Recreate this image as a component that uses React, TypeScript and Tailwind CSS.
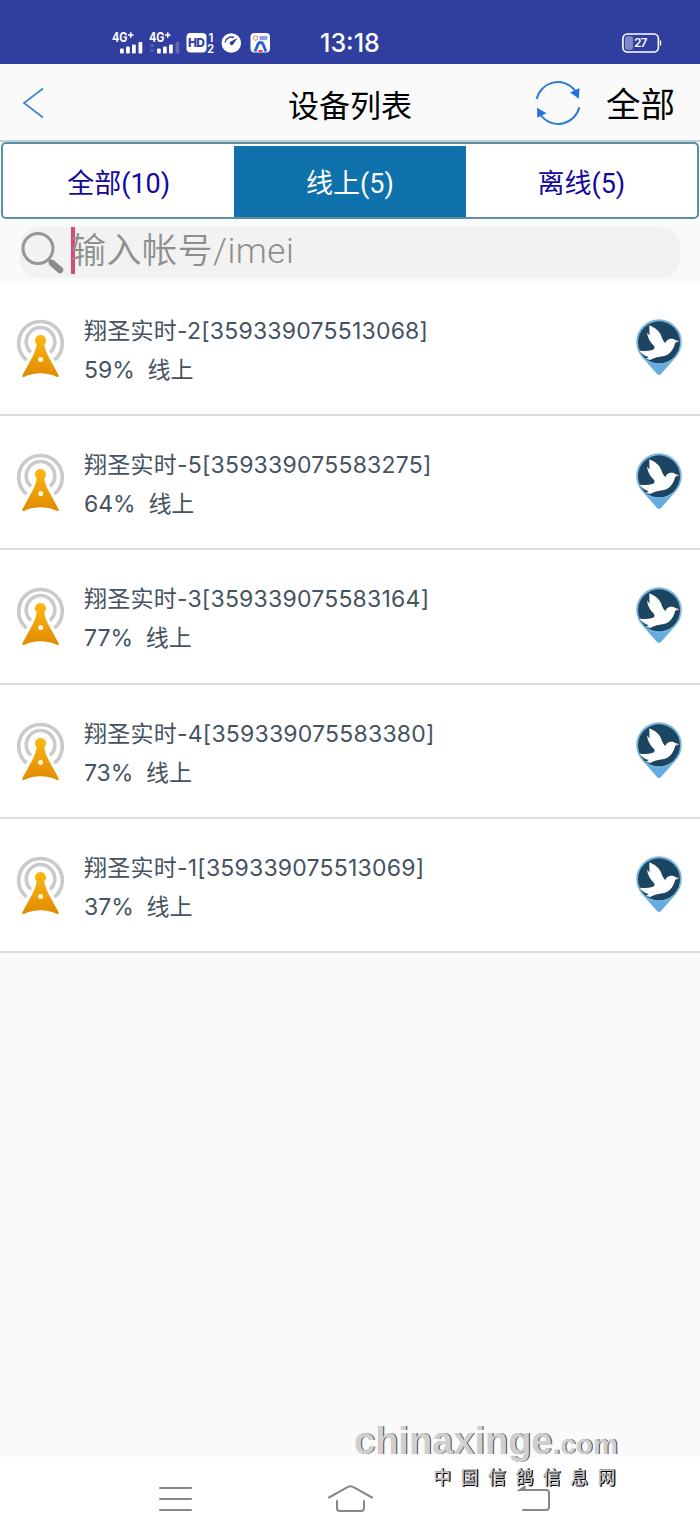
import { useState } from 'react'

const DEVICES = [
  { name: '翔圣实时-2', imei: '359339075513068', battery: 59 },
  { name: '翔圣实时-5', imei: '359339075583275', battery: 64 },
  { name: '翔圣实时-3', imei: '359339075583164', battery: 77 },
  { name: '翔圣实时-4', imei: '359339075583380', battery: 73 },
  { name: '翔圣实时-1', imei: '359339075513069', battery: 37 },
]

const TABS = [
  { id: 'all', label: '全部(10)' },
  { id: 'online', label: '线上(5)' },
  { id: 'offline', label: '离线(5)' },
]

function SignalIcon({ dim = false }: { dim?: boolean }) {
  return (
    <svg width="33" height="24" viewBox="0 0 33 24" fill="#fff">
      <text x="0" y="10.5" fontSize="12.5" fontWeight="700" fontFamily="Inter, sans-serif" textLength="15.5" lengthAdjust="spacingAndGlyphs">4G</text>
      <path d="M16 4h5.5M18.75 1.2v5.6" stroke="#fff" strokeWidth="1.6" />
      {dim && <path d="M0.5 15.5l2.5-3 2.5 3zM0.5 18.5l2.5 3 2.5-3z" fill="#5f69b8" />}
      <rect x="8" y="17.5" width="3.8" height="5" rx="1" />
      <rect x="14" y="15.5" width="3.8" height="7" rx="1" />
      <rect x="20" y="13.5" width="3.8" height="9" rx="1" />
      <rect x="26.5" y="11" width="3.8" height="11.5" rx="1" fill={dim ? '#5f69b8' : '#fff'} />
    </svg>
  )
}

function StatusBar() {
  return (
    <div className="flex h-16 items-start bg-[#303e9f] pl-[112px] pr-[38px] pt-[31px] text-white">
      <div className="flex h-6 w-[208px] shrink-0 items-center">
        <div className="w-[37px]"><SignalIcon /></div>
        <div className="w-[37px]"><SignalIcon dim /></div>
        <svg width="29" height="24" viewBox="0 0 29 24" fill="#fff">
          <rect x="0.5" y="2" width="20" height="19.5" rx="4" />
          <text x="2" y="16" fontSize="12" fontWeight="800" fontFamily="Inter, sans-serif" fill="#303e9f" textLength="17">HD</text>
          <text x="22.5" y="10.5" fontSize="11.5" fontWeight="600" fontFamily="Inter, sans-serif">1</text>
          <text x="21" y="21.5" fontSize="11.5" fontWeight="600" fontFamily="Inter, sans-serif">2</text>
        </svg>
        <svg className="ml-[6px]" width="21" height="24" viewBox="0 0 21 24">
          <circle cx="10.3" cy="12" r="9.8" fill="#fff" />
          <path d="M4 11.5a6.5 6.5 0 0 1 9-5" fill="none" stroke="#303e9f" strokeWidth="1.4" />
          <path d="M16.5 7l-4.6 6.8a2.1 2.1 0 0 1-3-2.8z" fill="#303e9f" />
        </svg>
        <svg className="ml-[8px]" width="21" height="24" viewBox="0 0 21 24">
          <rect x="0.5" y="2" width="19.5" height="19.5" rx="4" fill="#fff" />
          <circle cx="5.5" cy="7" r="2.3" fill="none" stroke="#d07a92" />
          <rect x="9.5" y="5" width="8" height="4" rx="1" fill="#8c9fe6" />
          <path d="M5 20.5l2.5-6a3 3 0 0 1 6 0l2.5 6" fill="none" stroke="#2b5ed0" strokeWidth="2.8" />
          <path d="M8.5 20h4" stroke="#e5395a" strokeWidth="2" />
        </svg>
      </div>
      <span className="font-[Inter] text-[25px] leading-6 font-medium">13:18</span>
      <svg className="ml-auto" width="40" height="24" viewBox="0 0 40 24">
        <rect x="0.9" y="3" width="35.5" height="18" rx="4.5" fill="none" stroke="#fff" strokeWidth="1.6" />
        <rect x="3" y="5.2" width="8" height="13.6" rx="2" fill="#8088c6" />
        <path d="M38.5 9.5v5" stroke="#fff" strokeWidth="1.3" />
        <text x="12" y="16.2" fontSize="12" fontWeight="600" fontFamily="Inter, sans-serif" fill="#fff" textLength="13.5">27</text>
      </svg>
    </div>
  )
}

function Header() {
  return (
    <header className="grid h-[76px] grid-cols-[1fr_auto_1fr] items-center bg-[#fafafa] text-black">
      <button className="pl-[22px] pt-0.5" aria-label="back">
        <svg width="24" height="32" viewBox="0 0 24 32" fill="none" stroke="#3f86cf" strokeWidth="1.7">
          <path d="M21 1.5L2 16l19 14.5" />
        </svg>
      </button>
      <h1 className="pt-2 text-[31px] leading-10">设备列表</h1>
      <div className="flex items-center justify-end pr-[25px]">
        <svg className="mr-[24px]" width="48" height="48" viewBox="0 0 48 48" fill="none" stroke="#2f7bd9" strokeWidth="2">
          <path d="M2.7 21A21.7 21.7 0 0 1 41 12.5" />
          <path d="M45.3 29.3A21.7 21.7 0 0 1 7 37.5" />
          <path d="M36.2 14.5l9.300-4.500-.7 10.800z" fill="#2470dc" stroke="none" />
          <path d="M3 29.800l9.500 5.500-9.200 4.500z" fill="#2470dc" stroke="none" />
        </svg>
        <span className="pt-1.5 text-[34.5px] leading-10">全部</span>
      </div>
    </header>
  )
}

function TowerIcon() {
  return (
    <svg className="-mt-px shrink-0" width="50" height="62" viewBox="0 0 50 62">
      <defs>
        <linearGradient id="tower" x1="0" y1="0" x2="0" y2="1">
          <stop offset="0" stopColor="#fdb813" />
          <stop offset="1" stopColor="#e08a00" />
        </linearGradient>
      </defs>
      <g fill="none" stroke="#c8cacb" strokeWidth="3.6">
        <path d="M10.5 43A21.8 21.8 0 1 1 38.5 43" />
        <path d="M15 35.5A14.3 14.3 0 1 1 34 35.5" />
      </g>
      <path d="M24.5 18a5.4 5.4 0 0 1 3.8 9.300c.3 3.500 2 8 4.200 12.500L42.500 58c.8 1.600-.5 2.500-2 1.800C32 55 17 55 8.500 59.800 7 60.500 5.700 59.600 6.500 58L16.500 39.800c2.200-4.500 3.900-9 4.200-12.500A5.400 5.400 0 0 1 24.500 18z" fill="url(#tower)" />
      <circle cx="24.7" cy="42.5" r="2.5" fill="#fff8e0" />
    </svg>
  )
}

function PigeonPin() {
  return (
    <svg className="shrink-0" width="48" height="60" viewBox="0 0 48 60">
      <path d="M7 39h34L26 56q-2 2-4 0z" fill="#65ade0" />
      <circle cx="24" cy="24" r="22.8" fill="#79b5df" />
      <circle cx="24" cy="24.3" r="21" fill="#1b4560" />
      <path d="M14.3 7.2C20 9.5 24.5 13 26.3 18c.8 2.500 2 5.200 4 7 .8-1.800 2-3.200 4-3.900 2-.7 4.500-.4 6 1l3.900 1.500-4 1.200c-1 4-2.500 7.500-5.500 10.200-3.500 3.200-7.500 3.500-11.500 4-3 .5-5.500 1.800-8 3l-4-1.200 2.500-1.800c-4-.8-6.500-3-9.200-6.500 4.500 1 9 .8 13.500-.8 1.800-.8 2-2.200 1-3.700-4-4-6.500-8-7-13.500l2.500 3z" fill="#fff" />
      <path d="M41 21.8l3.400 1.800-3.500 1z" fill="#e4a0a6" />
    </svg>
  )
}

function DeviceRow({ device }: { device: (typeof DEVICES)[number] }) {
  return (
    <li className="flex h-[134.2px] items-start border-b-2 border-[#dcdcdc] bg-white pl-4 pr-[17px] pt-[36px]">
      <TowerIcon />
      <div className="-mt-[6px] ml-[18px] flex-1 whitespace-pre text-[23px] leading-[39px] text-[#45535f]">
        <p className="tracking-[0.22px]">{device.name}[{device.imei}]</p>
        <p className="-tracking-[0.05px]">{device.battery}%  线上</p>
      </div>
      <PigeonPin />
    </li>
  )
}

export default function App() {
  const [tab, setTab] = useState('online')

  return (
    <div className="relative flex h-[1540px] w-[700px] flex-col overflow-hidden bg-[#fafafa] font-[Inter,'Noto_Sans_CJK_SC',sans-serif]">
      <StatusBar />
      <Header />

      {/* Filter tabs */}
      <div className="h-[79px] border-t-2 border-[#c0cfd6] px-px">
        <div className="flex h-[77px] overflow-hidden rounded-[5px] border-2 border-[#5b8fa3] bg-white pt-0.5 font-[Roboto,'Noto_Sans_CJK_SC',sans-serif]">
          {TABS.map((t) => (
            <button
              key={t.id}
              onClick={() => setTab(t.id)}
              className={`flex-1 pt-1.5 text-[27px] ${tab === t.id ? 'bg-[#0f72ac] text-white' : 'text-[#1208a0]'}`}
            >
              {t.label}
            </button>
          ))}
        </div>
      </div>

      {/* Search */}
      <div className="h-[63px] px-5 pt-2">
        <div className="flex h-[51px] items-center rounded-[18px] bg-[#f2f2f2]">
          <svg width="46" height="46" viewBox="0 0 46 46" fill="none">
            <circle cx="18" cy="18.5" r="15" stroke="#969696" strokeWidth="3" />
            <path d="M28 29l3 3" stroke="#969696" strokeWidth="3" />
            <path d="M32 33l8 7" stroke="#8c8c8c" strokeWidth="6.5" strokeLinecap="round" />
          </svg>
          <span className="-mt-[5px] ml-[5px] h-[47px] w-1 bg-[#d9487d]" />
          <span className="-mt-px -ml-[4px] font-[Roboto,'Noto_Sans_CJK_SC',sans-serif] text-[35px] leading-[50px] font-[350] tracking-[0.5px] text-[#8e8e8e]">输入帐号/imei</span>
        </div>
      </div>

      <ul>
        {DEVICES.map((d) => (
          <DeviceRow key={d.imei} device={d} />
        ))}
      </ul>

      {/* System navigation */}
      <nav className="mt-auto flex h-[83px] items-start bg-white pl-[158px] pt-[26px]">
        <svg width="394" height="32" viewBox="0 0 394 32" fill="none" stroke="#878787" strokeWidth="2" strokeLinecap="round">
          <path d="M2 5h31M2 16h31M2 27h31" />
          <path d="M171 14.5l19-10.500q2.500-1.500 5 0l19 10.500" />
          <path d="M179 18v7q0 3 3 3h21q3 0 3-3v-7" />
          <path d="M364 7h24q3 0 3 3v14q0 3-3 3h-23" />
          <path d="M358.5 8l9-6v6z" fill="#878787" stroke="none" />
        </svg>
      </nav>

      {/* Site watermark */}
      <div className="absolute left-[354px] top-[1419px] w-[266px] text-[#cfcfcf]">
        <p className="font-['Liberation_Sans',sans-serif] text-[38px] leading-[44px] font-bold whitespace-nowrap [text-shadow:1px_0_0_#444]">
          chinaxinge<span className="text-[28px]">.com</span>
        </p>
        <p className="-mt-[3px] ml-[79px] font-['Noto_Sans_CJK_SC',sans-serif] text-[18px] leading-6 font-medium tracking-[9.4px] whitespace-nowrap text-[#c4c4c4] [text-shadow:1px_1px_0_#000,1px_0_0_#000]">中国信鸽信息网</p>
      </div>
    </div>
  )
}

================

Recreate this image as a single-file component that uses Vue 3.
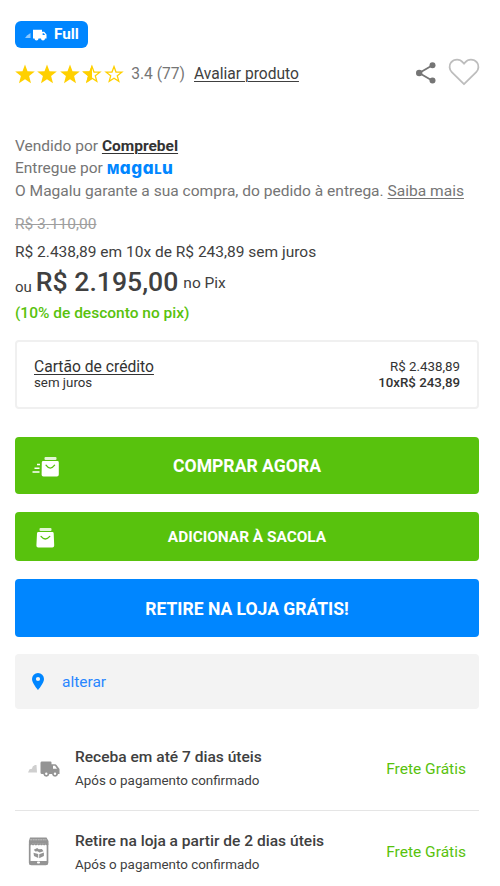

================

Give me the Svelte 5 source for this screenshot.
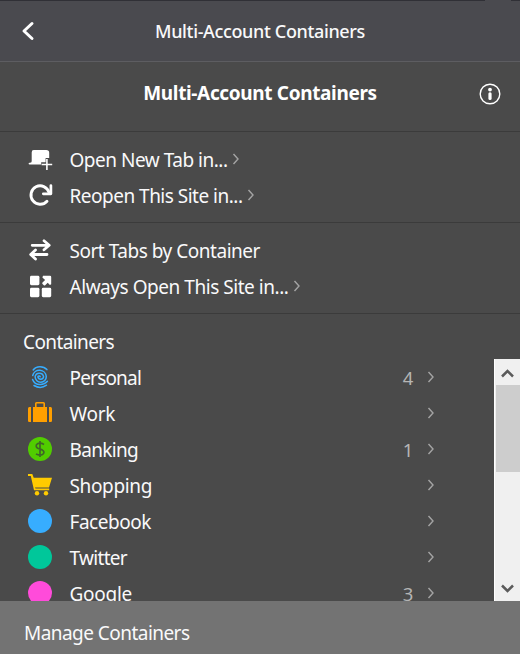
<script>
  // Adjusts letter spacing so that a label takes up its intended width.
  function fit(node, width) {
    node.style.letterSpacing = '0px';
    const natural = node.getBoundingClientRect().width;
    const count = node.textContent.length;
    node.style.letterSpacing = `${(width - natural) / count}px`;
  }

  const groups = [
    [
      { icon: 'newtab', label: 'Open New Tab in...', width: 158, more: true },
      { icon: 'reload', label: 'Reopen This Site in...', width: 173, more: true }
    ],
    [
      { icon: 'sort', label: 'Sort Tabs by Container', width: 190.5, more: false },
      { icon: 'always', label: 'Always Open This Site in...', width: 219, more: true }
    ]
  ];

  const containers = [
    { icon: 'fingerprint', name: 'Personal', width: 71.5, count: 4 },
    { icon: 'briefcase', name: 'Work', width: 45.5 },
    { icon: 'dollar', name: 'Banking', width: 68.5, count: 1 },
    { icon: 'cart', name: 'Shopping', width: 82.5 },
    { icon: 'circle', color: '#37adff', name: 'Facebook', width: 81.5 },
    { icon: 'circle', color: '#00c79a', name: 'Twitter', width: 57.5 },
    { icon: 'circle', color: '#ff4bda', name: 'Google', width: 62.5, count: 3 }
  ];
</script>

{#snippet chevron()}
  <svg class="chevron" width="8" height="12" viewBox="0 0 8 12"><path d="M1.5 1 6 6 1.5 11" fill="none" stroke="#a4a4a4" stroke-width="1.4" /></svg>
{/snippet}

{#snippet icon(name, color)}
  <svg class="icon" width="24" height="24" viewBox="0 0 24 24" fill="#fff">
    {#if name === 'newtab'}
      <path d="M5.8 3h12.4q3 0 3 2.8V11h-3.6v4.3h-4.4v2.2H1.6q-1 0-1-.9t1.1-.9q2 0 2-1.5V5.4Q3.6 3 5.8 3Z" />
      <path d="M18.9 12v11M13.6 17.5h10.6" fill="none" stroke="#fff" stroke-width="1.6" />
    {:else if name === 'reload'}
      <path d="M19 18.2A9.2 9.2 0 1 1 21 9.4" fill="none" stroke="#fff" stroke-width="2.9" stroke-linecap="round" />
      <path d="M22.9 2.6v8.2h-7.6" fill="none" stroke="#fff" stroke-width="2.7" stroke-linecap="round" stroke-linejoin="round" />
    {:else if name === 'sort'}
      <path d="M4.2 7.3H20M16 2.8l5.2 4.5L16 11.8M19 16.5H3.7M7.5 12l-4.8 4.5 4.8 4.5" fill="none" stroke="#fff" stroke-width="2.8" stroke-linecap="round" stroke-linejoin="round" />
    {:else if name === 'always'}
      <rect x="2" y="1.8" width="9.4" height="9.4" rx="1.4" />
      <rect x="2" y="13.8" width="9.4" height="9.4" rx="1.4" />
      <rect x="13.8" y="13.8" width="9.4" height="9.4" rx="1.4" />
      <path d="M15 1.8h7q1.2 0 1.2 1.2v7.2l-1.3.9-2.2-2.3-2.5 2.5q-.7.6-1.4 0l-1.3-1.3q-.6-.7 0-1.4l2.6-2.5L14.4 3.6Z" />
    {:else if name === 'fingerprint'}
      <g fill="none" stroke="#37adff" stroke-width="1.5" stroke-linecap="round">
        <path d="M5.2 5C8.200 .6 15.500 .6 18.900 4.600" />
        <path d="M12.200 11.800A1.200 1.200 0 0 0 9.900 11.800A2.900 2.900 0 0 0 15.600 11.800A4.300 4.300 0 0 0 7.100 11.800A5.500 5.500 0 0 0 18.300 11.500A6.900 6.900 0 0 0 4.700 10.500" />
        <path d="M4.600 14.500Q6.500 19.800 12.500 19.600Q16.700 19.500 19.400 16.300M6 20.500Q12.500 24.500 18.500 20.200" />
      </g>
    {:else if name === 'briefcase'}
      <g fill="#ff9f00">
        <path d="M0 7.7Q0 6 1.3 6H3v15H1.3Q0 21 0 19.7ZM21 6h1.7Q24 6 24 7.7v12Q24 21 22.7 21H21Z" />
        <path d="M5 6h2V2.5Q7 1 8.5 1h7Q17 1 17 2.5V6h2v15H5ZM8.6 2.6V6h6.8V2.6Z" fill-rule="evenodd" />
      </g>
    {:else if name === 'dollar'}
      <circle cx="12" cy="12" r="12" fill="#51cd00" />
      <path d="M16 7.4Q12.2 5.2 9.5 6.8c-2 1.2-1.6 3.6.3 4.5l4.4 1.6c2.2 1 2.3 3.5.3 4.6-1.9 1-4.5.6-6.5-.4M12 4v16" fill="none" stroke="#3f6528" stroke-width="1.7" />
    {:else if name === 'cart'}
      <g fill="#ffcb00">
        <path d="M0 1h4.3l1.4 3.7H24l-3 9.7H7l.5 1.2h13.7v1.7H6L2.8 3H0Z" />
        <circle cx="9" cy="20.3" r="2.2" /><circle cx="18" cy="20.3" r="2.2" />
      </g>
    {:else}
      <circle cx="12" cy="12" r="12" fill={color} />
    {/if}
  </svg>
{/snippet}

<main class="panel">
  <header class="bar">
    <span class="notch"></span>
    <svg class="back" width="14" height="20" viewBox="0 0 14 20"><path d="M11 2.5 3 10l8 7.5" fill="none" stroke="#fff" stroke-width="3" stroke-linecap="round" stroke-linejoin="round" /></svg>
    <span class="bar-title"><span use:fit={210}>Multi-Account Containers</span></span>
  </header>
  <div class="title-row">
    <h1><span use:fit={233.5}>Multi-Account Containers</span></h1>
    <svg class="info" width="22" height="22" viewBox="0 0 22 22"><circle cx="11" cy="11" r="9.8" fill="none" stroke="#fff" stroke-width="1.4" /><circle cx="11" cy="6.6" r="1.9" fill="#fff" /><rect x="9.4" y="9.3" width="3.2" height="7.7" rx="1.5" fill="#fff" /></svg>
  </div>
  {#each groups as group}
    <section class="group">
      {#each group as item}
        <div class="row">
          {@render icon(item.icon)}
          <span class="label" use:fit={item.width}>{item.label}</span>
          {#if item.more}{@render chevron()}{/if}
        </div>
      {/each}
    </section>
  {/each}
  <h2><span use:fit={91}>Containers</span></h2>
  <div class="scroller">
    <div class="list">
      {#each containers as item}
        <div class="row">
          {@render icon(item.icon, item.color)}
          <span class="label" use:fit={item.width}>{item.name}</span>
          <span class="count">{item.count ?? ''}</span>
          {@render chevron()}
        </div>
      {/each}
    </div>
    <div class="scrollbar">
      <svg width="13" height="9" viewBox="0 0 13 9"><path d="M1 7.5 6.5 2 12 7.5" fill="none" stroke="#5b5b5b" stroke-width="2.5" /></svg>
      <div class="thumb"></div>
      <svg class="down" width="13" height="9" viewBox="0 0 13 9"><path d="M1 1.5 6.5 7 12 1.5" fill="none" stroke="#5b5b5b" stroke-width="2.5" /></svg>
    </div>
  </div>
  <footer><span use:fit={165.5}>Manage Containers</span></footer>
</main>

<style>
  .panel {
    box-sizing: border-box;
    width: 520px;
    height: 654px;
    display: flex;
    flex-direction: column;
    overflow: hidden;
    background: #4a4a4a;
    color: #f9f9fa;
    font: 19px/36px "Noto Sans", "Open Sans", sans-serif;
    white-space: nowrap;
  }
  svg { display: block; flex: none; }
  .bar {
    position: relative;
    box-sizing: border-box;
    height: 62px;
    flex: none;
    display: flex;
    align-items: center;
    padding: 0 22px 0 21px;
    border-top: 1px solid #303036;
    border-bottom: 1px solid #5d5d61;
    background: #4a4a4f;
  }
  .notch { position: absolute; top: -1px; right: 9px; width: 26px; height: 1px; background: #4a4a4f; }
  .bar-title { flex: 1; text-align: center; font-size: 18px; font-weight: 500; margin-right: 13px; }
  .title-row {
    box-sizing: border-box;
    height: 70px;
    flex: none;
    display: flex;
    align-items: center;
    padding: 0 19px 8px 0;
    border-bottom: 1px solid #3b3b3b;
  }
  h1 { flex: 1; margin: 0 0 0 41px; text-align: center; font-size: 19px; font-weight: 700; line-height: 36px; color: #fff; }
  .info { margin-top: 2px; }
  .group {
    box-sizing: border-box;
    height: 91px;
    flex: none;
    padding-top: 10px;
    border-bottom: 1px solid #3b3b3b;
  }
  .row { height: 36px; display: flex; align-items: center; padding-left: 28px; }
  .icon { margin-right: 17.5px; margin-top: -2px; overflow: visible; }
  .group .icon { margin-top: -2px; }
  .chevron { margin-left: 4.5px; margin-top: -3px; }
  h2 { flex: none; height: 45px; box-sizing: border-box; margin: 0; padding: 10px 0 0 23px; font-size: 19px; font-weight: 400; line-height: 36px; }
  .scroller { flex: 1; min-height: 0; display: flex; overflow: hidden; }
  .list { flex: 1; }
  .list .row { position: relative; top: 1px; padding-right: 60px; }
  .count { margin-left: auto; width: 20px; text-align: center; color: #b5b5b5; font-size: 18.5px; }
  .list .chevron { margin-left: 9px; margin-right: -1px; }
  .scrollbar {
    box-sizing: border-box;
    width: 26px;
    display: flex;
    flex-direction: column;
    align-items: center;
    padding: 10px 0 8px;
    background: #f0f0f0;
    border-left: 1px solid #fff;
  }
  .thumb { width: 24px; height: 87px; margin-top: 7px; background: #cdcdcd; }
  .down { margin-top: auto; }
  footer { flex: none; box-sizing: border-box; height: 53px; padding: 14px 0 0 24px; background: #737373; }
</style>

================

What is asked -> Using the entries above, return each line that includes the word "Recreate".

Result of this task ->
Recreate this image as a component that uses React, TypeScript and Tailwind CSS.
Recreate this image as a single-file component that uses Vue 3.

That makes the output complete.